For a thorough survey see Boyd et al. (2011), Distributed Optimization and Statistical Learning via the Alternating Direction Method of Multipliers.
Dispatch in sangi
| Problem shape | Recommended function (sangi) |
|---|---|
| Linear objective and constraints (LP) | simplex / simplexMaximize |
| Box constraints $l \leq x \leq u$ only | lbfgsbMinimize |
| Inequalities only, gradient available | penaltyMinimize |
| Mixed equality + inequality, gradient | augmentedLagrangianMinimize |
| Nonlinear least squares $\sum r_i(x)^2$ | gaussNewtonMinimize / leastSquaresFit |
| Curve fitting $y = f(x, p)$ | curveFit |
| Lasso $\frac{1}{2}\|Ax - b\|^2 + \lambda \|x\|_1$ | lassoFISTA / admmLasso |
| General composite convex $f + g$ (prox-able $g$) | fista |
| Constrained, no gradient | cmaesMinimize with manual penalty (derivative-free) |
Scaling matters
Constrained optimisation is sensitive to variable and constraint scaling. Normalising variables to roughly $[-1, 1]$ and matching constraint magnitudes drastically improves conditioning. In LP, row/column equilibration is standard; in NLS, Jacobian column scaling pays off.
References
- Nocedal, J. and Wright, S. J. (2006). Numerical Optimization, 2nd ed. Springer.
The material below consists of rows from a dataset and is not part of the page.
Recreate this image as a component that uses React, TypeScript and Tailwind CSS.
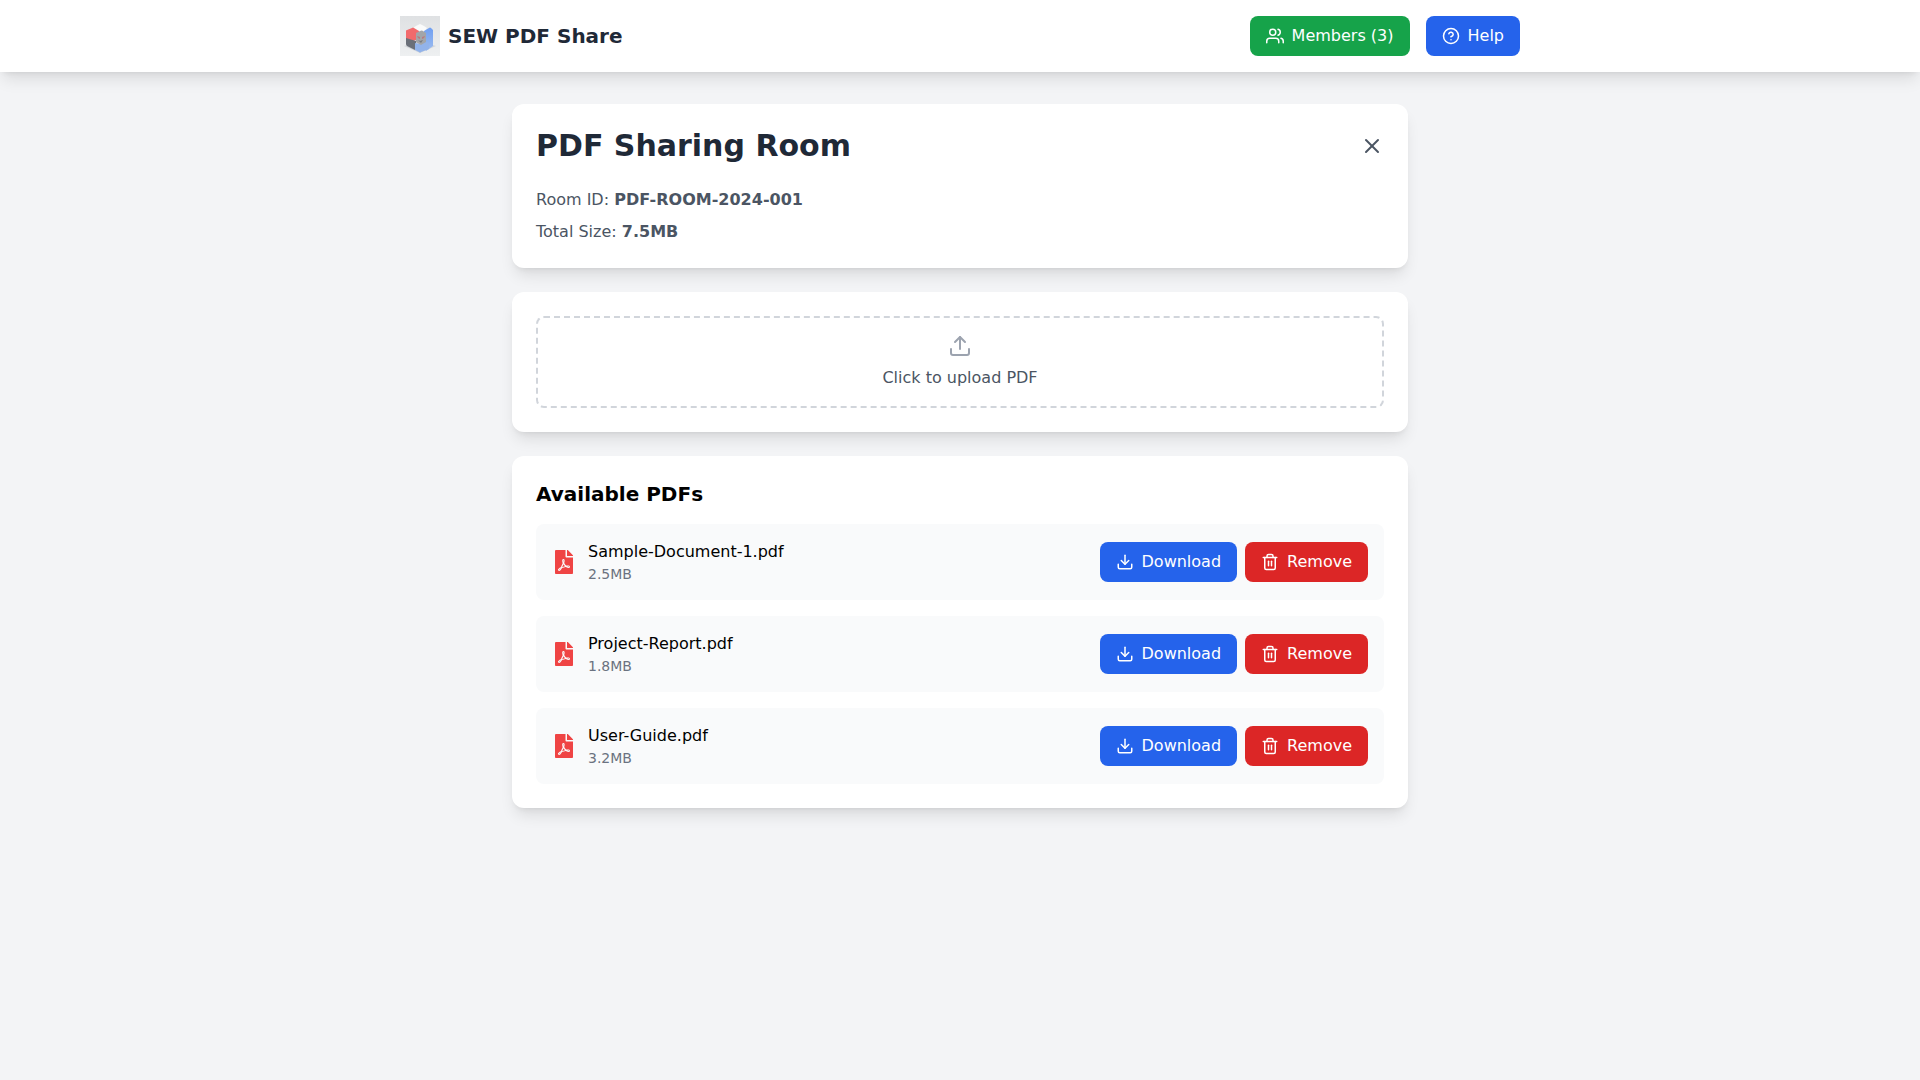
import { useRef } from "react";
import { FaFilePdf } from "react-icons/fa";
import {
  FiDownload,
  FiHelpCircle,
  FiTrash2,
  FiUpload,
  FiUsers,
  FiX,
} from "react-icons/fi";

const PDFS = [
  { name: "Sample-Document-1.pdf", size: "2.5MB" },
  { name: "Project-Report.pdf", size: "1.8MB" },
  { name: "User-Guide.pdf", size: "3.2MB" },
];

export default function App() {
  return (
    <div className="min-h-screen bg-[#f3f4f6] font-['DejaVu_Sans',sans-serif] text-base text-black">
      <Header />
      <main className="max-w-4xl mx-auto py-8 flex flex-col gap-6">
        <RoomInfo />
        <UploadBox />
        <PdfList />
      </main>
    </div>
  );
}

const Header = () => {
  return (
    <header className="bg-white shadow-lg">
      <div className="max-w-6xl mx-auto px-4 py-4 flex justify-between items-center">
        <div className="flex items-center gap-2">
          <Logo />
          <span className="text-xl font-bold text-[#1f2937]">SEW PDF Share</span>
        </div>
        <div className="flex items-center gap-4">
          <button className="flex items-center gap-2 px-4 py-2 rounded-lg bg-[#16a34a] text-white">
            <FiUsers size={18} />
            Members (3)
          </button>
          <button className="flex items-center gap-2 px-4 py-2 rounded-lg bg-[#2563eb] text-white">
            <FiHelpCircle size={18} />
            Help
          </button>
        </div>
      </div>
    </header>
  );
};

const RoomInfo = () => {
  return (
    <section className="bg-white rounded-xl shadow-lg p-6">
      <div className="flex justify-between items-center mb-6">
        <h1 className="text-3xl font-bold text-[#1f2937]">PDF Sharing Room</h1>
        <button aria-label="Close room" className="text-[#4b5563]">
          <FiX size={24} />
        </button>
      </div>
      <div className="space-y-2 text-[#4b5563]">
        <p>
          Room ID: <span className="font-bold">PDF-ROOM-2024-001</span>
        </p>
        <p>
          Total Size: <span className="font-bold">7.5MB</span>
        </p>
      </div>
    </section>
  );
};

const UploadBox = () => {
  const inputRef = useRef<HTMLInputElement>(null);

  return (
    <section className="bg-white rounded-xl shadow-lg p-6">
      <input
        ref={inputRef}
        type="file"
        accept=".pdf"
        aria-label="PDF file"
        className="hidden"
      />
      <button
        onClick={() => inputRef.current?.click()}
        className="w-full p-4 flex flex-col items-center gap-2 border-2 border-dashed border-[#d1d5db] rounded-lg"
      >
        <FiUpload size={24} className="text-[#9ca3af]" />
        <span className="text-[#4b5563]">Click to upload PDF</span>
      </button>
    </section>
  );
};

const PdfList = () => {
  return (
    <section className="bg-white rounded-xl shadow-lg p-6">
      <h2 className="text-xl font-bold mb-4">Available PDFs</h2>
      <ul className="space-y-4">
        {PDFS.map((pdf) => (
          <li
            key={pdf.name}
            className="flex justify-between items-center p-4 bg-[#f9fafb] rounded-lg"
          >
            <div className="flex items-center gap-3">
              <PdfIcon />
              <div>
                <p>{pdf.name}</p>
                <p className="text-sm text-[#6b7280]">{pdf.size}</p>
              </div>
            </div>
            <div className="flex gap-2">
              <button className="flex items-center gap-2 px-4 py-2 rounded-lg bg-[#2563eb] text-white">
                <FiDownload size={18} />
                Download
              </button>
              <button className="flex items-center gap-2 px-4 py-2 rounded-lg bg-[#dc2626] text-white">
                <FiTrash2 size={18} />
                Remove
              </button>
            </div>
          </li>
        ))}
      </ul>
    </section>
  );
};

const PdfIcon = () => {
  return <FaFilePdf size={24} className="text-[#ef4444]" />;
};

const Logo = () => {
  return (
    <svg viewBox="0 0 40 40" className="w-10 h-10" role="img" aria-label="SEW logo">
      <defs>
        <linearGradient id="logo-bg" x1="0" y1="0" x2="0" y2="1">
          <stop offset="0" stopColor="#dfe1e3" />
          <stop offset="1" stopColor="#eef0f1" />
        </linearGradient>
        <linearGradient id="logo-blue" x1="0" y1="0" x2="0" y2="1">
          <stop offset="0" stopColor="#6f9ff2" />
          <stop offset="1" stopColor="#9dbcee" />
        </linearGradient>
      </defs>
      <rect width="40" height="40" fill="url(#logo-bg)" />
      <path d="M4 30l16 7 16-7-16-5z" fill="#d3d6da" />
      <path d="M13 12l3-2 4-2 4 2 3 2-4 5h-6z" fill="#fafbfb" />
      <path d="M6 15q0-1 1-1l5-2q1-1 2 0l5 3v8l-6 2-7-2z" fill="#f26a6c" />
      <path d="M24 15l5-3q1-1 2 0l2 2v16l-7 5-3-8z" fill="url(#logo-blue)" />
      <path d="M6 22l10 3v8l-1 1-8-4q-1-1-1-2z" fill="#6b7079" />
      <path d="M15 27l5 1 6-2 3 1v6l-8 3q-1 1-2 0l-4-2z" fill="#92b3ea" />
      <path d="M16 17l4-2q2-1 3 0l3 2v9l-5 3-5-3z" fill="#a2a5a9" />
      <path d="M17 20l3 1v2l-2-1zM25 20l-3 1v2l2-1z" fill="#b8797e" />
      <path d="M18 24l2 1 3-1-2 3z" fill="#777b82" />
    </svg>
  );
};
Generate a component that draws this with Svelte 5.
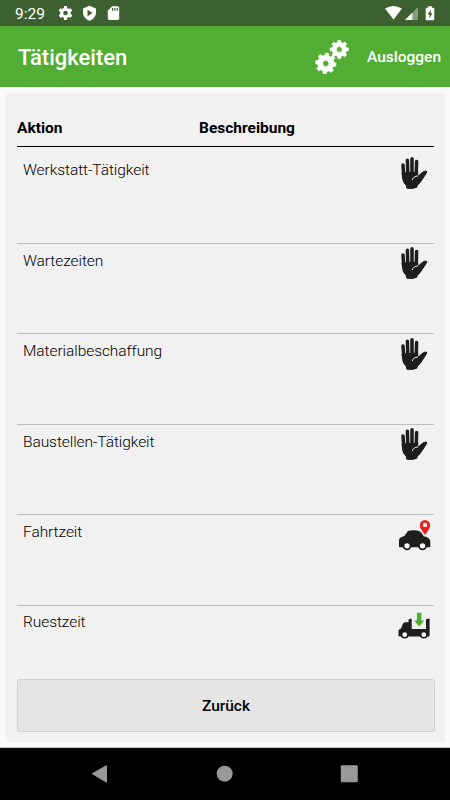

- Boyd, S. and Vandenberghe, L. (2004). Convex Optimization. Cambridge University Press.
- Bertsekas, D. P. (1999). Nonlinear Programming, 2nd ed. Athena Scientific.
- Marquardt, D. W. (1963). "An Algorithm for Least-Squares Estimation of Nonlinear Parameters". SIAM J. Appl. Math., 11, 431–441.
- Beck, A. and Teboulle, M. (2009). "A Fast Iterative Shrinkage-Thresholding Algorithm for Linear Inverse Problems". SIAM J. Imaging Sci., 2, 183–202.
- Boyd, S., Parikh, N., Chu, E., Peleato, B., and Eckstein, J. (2011). "Distributed Optimization and Statistical Learning via the Alternating Direction Method of Multipliers". Foundations and Trends in Machine Learning, 3, 1–122.